___ Data block

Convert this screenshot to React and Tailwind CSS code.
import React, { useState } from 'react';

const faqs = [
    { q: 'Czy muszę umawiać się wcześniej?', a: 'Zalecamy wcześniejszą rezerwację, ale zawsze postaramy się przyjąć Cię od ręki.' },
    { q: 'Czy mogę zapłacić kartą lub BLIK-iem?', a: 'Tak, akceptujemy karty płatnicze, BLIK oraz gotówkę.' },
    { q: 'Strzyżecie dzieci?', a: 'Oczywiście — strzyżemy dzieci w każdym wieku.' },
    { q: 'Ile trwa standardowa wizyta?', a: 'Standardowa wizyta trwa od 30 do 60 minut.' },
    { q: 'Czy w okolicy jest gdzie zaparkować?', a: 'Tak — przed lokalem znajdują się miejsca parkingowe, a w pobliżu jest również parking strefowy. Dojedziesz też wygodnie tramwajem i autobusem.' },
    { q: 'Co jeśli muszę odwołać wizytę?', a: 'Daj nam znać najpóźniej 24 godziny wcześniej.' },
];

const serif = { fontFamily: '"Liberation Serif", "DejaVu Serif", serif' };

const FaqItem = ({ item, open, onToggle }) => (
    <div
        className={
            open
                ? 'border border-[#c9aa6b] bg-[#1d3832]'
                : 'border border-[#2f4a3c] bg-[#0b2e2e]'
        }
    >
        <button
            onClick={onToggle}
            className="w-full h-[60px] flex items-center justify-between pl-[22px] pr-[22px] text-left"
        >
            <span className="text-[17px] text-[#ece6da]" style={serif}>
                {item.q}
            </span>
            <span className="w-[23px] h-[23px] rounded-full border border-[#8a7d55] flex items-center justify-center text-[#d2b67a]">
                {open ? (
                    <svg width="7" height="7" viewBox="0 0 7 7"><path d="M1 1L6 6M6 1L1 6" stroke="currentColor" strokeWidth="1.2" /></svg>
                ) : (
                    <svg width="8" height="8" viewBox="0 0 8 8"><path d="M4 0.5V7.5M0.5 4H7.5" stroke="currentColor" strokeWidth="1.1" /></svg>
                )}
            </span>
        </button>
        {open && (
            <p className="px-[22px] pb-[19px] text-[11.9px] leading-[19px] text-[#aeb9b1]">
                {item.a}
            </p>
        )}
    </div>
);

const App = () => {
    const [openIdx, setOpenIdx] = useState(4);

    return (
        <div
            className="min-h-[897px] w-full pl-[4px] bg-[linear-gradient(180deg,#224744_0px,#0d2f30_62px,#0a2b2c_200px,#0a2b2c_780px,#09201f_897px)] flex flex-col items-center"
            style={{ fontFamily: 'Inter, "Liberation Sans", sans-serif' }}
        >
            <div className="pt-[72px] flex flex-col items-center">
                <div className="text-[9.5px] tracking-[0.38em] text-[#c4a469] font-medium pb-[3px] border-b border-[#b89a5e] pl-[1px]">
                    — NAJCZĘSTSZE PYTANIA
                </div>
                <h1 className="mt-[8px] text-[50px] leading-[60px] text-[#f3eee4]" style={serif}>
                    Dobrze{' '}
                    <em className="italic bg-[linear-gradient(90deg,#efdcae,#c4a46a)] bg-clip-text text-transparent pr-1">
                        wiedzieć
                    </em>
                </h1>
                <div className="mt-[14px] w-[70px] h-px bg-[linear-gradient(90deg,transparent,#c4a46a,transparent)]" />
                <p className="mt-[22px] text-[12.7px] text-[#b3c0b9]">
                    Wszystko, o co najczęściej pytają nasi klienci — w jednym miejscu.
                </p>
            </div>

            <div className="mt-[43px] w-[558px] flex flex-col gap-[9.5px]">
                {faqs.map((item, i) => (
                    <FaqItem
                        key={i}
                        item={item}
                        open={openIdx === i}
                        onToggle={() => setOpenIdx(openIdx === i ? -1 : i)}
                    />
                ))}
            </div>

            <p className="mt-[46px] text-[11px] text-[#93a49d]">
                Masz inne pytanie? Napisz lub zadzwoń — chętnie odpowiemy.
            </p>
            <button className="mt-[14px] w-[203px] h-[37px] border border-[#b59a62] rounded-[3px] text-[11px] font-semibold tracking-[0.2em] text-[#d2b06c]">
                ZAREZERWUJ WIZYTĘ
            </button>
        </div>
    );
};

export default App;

______

Directions
In the listing, find all lines with the string "React" and copy them.

Solution to this problem
Convert this screenshot to React and Tailwind CSS code.
import React, { useState } from 'react';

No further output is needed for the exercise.